Horatio Spafford was a Chicago lawyer who had already lost most of his real estate investments in the Great Chicago Fire of 1871. Two years later, hoping to give his family a rest after that difficult season, he arranged a trip to Europe. Business kept him in Chicago at the last moment, so he sent his wife Anna and their four daughters ahead on the steamship Ville du Havre. He would follow shortly after. On November 22, 1873, the ship was struck by another vessel in the North Atlantic. It sank in twelve minutes. All four of Spafford's daughters drowned. Annie was eleven. Maggie was seven. Bessie was five. Tanetta was two. Anna was pulled from the water unconscious and survived. She sent her husband a telegram from Wales with four words: "Saved alone. What shall I do?"
Spafford booked immediate passage to join his wife. As the ship crossed the Atlantic, the captain called him to the bridge and pointed to the charts. They were passing over the exact spot where the Ville du Havre had gone down, where his four daughters lay three miles beneath the water. Spafford returned to his cabin and wrote the words that millions of people have sung in the hardest moments of their own lives ever since: "When peace like a river attendeth my way, when sorrows like sea billows roll — whatever my lot, Thou hast taught me to say, it is well, it is well with my soul." He did not write those words because the pain was gone. He wrote them in the middle of it, standing over his daughters' grave, choosing to say what he believed about God rather than what he felt about his circumstances.

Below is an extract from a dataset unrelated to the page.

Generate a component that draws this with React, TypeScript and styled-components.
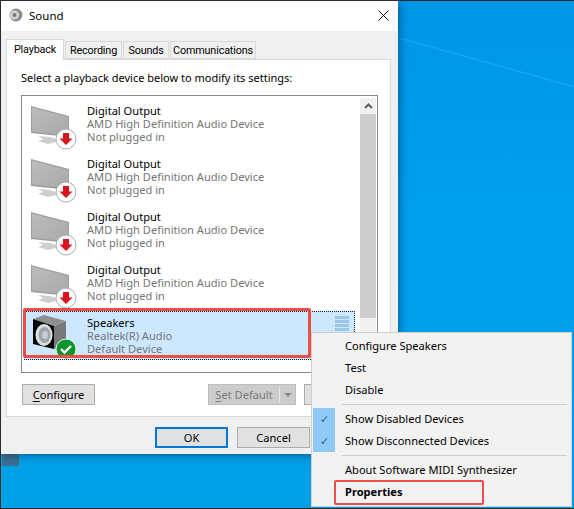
import React from "react";
import styled, { createGlobalStyle } from "styled-components";

const devices = [
  { name: "Digital Output", driver: "AMD High Definition Audio Device", status: "Not plugged in" },
  { name: "Digital Output", driver: "AMD High Definition Audio Device", status: "Not plugged in" },
  { name: "Digital Output", driver: "AMD High Definition Audio Device", status: "Not plugged in" },
  { name: "Digital Output", driver: "AMD High Definition Audio Device", status: "Not plugged in" },
];

const MonitorIcon = () => (
  <svg width="48" height="47" viewBox="0 0 48 47">
    <defs>
      <linearGradient id="screen" x1="0" y1="0" x2="1" y2="1">
        <stop offset="0" stopColor="#bcbcbc" />
        <stop offset="1" stopColor="#a9a9a9" />
      </linearGradient>
    </defs>
    <polygon points="8,33 20,34 26,36 26,39 18,41 8,38 13,36" fill="#cfcfcf" />
    <polygon points="1,3 39,13 39,34 1,30" fill="#9d9d9d" />
    <polygon points="2,4.500 38,14 38,32.500 2,28.500" fill="url(#screen)" />
    <circle cx="36" cy="36" r="10" fill="#fff" stroke="#adadad" />
    <polygon points="33,30 39,30 39,35.500 42.500,35.500 36,42 29.500,35.500 33,35.500" fill="#d9161e" />
  </svg>
);

const SpeakerIcon = () => (
  <svg width="48" height="46" viewBox="0 0 48 46">
    <polygon points="3,4 14,0 36,6 24,11" fill="#8f8f8f" />
    <polygon points="24,11 36,6 36,29 24,34" fill="#77797c" />
    <polygon points="3,4 24,11 24,34 3,29" fill="#070707" />
    <ellipse cx="14" cy="20" rx="8.500" ry="11" fill="#dde0e0" />
    <ellipse cx="14.500" cy="20" rx="6" ry="8" fill="#9ca6aa" />
    <ellipse cx="15" cy="20" rx="3" ry="4" fill="#c6cccf" />
    <circle cx="36" cy="34" r="10" fill="#0a962e" stroke="#eaf6ea" />
    <path d="M31 34l3.500 3.500 6.500-6.500" fill="none" stroke="#fff" strokeWidth="2.400" />
  </svg>
);

const App = () => (
  <Desktop>
    <GlobalStyle />
    <Beam viewBox="0 0 176 60" width="176" height="60">
      <path d="M0 0 L176 49" stroke="#12a5f0" strokeWidth="1.500" fill="none" />
    </Beam>
    <TaskbarTile />
    <Dialog>
      <TitleBar>
        <svg width="14" height="14" viewBox="0 0 14 14">
          <circle cx="7" cy="7" r="6.500" fill="#8e8e8e" />
          <circle cx="5.500" cy="7" r="4.500" fill="#d4d4d4" />
          <circle cx="5.500" cy="7" r="2" fill="#777" />
        </svg>
        <DialogTitle>Sound</DialogTitle>
        <svg width="11" height="11" viewBox="0 0 11 11">
          <path d="M0.500 0.500l10 10M10.500 0.500l-10 10" stroke="#111" strokeWidth="1" />
        </svg>
      </TitleBar>
      <Body>
        <Tabs>
          <Tab $active $width={58}>
            Playback
          </Tab>
          <Tab $width={57}>Recording</Tab>
          <Tab $width={46}>Sounds</Tab>
          <Tab $width={86}>Communications</Tab>
        </Tabs>
        <Page>
          <Hint>Select a playback device below to modify its settings:</Hint>
          <ListBox>
            <Rows>
              {devices.map((d, i) => (
                <Row key={i}>
                  <IconSlot>
                    <MonitorIcon />
                  </IconSlot>
                  <RowText>
                    <DeviceName>{d.name}</DeviceName>
                    <DeviceInfo>{d.driver}</DeviceInfo>
                    <DeviceInfo>{d.status}</DeviceInfo>
                  </RowText>
                </Row>
              ))}
              <Row $selected>
                <IconSlot>
                  <SpeakerIcon />
                </IconSlot>
                <RowText>
                  <DeviceName>Speakers</DeviceName>
                  <DeviceInfo>Realtek(R) Audio</DeviceInfo>
                  <DeviceInfo>Default Device</DeviceInfo>
                </RowText>
                <LevelBars>
                  {[0, 1, 2, 3, 4].map(n => (
                    <LevelBar key={n} />
                  ))}
                </LevelBars>
              </Row>
            </Rows>
            <ScrollBar>
              <ScrollArrow>
                <svg width="9" height="6" viewBox="0 0 9 6">
                  <path d="M1 5l3.500-3.500L8 5" fill="none" stroke="#606060" strokeWidth="2" />
                </svg>
              </ScrollArrow>
              <ScrollThumb />
            </ScrollBar>
          </ListBox>
          <PageButtons>
            <Button $width={73}>
              <u>C</u>onfigure
            </Button>
            <RightButtons>
              <SplitButton>
                <SplitLabel>
                  <u>S</u>et Default
                </SplitLabel>
                <SplitArrow />
              </SplitButton>
              <Button $width={73} />
            </RightButtons>
          </PageButtons>
        </Page>
        <DialogButtons>
          <Button $width={73} $default>
            OK
          </Button>
          <Button $width={73}>Cancel</Button>
          <Button $width={73} />
        </DialogButtons>
      </Body>
    </Dialog>

    <RowMark />
    <Menu>
      <MenuItem>Configure Speakers</MenuItem>
      <MenuItem>Test</MenuItem>
      <MenuItem>Disable</MenuItem>
      <Separator />
      <MenuItem $checked>Show Disabled Devices</MenuItem>
      <MenuItem $checked>Show Disconnected Devices</MenuItem>
      <Separator />
      <MenuItem>About Software MIDI Synthesizer</MenuItem>
      <MenuItem $bold>Properties</MenuItem>
    </Menu>
    <PropertiesMark />
  </Desktop>
);

const GlobalStyle = createGlobalStyle`
  html, body {
    margin: 0;
    padding: 0;
    background: #00a0ec;
  }
  body {
    font-family: "Noto Sans", "Open Sans", sans-serif;
    font-size: 11.100px;
  }
`;

const Desktop = styled.div`
  position: relative;
  width: 574px;
  height: 509px;
  box-sizing: border-box;
  overflow: hidden;
  border: 1px solid #2b2b2b;
  border-right: 0;
  background: linear-gradient(180deg, #0096e8 0%, #009fee 45%, #00a0e6 100%);
`;

const Beam = styled.svg`
  position: absolute;
  left: 398px;
  top: 37px;
`;

const TaskbarTile = styled.div`
  position: absolute;
  left: 1px;
  top: 453px;
  width: 17px;
  height: 12px;
  background: #3c6f92;
`;

const Dialog = styled.div`
  position: relative;
  width: 397px;
  height: 453px;
  box-sizing: border-box;
  background: #f0f0f0;
  color: #000;
  box-shadow: 2px 2px 8px rgba(0, 30, 70, 0.45);
`;

const TitleBar = styled.div`
  box-sizing: border-box;
  height: 30px;
  display: flex;
  align-items: center;
  gap: 6px;
  padding: 0 9px 2px 8px;
  background: #fff;
`;

const DialogTitle = styled.div`
  font-size: 11.500px;
  flex: 1;
`;

const Body = styled.div`
  padding: 7px 7px 0 5px;
`;

const Tabs = styled.div`
  display: flex;
  align-items: flex-end;
  height: 21px;
  position: relative;
  z-index: 1;
`;

const Tab = styled.div<{ $active?: boolean; $width: number }>`
  box-sizing: border-box;
  width: ${p => p.$width}px;
  height: ${p => (p.$active ? "21px" : "18px")};
  margin-bottom: ${p => (p.$active ? "-1px" : "0")};
  margin-left: ${p => (p.$active ? "0" : "1px")};
  padding-bottom: ${p => (p.$active ? "2px" : "0")};
  display: flex;
  align-items: center;
  justify-content: center;
  background: ${p => (p.$active ? "#fff" : "#f0f0f0")};
  border: 1px solid #d9d9d9;
  border-bottom: ${p => (p.$active ? "0" : "1px solid #d9d9d9")};
  font-family: Roboto, "Noto Sans", sans-serif;
  font-size: 10.800px;
  letter-spacing: -0.150px;
`;

const Page = styled.div`
  box-sizing: border-box;
  width: 385px;
  height: 358px;
  padding: 10px 12px 0 14px;
  background: #fff;
  border: 1px solid #d9d9d9;
`;

const Hint = styled.div`
  height: 25px;
  line-height: 16px;
  font-size: 11px;
`;

const ListBox = styled.div`
  box-sizing: border-box;
  display: flex;
  width: 357px;
  height: 278px;
  border: 1px solid #828790;
  padding: 2px 1px 0 2px;
  background: #fff;
`;

const Rows = styled.div`
  width: 332px;
  padding-top: 1px;
  display: flex;
  flex-direction: column;
  gap: 4px;
`;

const Row = styled.div<{ $selected?: boolean }>`
  box-sizing: border-box;
  height: 49px;
  display: flex;
  align-items: flex-start;
  padding: 3px 0 0 6px;
  background: ${p => (p.$selected ? "#cce8ff" : "transparent")};
  outline: ${p => (p.$selected ? "1px dotted #222" : "none")};
  outline-offset: -1px;
  position: relative;
`;

const IconSlot = styled.div`
  width: 57px;
  height: 46px;
  flex: none;
  margin-top: 1px;
`;

const RowText = styled.div`
  flex: 1;
  line-height: 13px;
  padding-top: 2px;
`;

const DeviceName = styled.div`
  color: #000;
`;

const DeviceInfo = styled.div`
  color: #767676;
`;

const LevelBars = styled.div`
  position: absolute;
  right: 6px;
  top: 5px;
  display: flex;
  flex-direction: column;
  gap: 1px;
`;

const LevelBar = styled.div`
  width: 14px;
  height: 3px;
  background: #9ac6e8;
`;

const ScrollBar = styled.div`
  width: 16px;
  margin-left: 5px;
  height: 100%;
  background: #f0f0f0;
  display: flex;
  flex-direction: column;
`;

const ScrollArrow = styled.div`
  height: 16px;
  display: flex;
  align-items: center;
  justify-content: center;
`;

const ScrollThumb = styled.div`
  height: 204px;
  background: #cdcdcd;
`;

const PageButtons = styled.div`
  display: flex;
  justify-content: space-between;
  margin-top: 11px;
  padding-left: 1px;
`;

const RightButtons = styled.div`
  display: flex;
  gap: 8px;
  margin-right: 1px;
`;

const Button = styled.div<{ $width: number; $default?: boolean }>`
  box-sizing: border-box;
  width: ${p => p.$width}px;
  height: 21px;
  display: flex;
  align-items: center;
  justify-content: center;
  white-space: pre;
  background: #e1e1e1;
  color: #000;
  border: ${p => (p.$default ? "2px solid #0078d7" : "1px solid #adadad")};
  u {
    text-underline-offset: 2px;
  }
`;

const SplitButton = styled.div`
  box-sizing: border-box;
  width: 88px;
  height: 21px;
  display: flex;
  align-items: center;
  background: #cccccc;
  border: 1px solid #bfbfbf;
  color: #7a7a7a;
`;

const SplitLabel = styled.div`
  flex: 1;
  text-align: center;
  white-space: pre;
  border-right: 1px solid #e8e8e8;
  u {
    text-underline-offset: 2px;
  }
`;

const SplitArrow = styled.div`
  width: 15px;
  height: 100%;
  display: flex;
  align-items: center;
  justify-content: center;
  &::after {
    content: "";
    border-left: 4px solid transparent;
    border-right: 4px solid transparent;
    border-top: 4px solid #8a8a8a;
  }
`;

const DialogButtons = styled.div`
  display: flex;
  justify-content: flex-end;
  gap: 9px;
  padding: 10px 0 0;
  width: 386px;
`;

const RowMark = styled.div`
  position: absolute;
  left: 22px;
  top: 307px;
  width: 288px;
  height: 50px;
  box-sizing: border-box;
  border: 3px solid #ea4e47;
  border-radius: 2px;
`;

const Menu = styled.div`
  position: absolute;
  left: 310px;
  top: 331px;
  width: 261px;
  height: 175px;
  box-sizing: border-box;
  padding: 2px;
  background: #f2f2f2;
  border: 1px solid #cfcfcf;
`;

const MenuItem = styled.div<{ $checked?: boolean; $bold?: boolean }>`
  position: relative;
  height: 22px;
  line-height: 22px;
  padding-left: 31px;
  color: #000;
  font-weight: ${p => (p.$bold ? 700 : 400)};
  &::before {
    content: "${p => (p.$checked ? "✓" : "")}";
    position: absolute;
    left: -1px;
    top: 0;
    width: 22px;
    height: 22px;
    text-align: center;
    color: #3d5a74;
    background: ${p => (p.$checked ? "#90c8f6" : "transparent")};
  }
`;

const Separator = styled.div`
  height: 1px;
  margin: 3px 2px 3px 28px;
  background: #cfcfcf;
`;

const PropertiesMark = styled.div`
  position: absolute;
  left: 333px;
  top: 479px;
  width: 150px;
  height: 25px;
  box-sizing: border-box;
  border: 2px solid #ea4e47;
  border-radius: 2px;
`;

export default App;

That is what Paul means by giving thanks in everything. Not a performance of happiness. A choice, made in the deepest grief, to say: God is still God. It is still well.
Prayer: Lord, give us Spafford's faith — not a faith that pretends pain is not real, but a faith that says it is well even when nothing feels well. Teach us to anchor our gratitude in You rather than in our circumstances. Amen.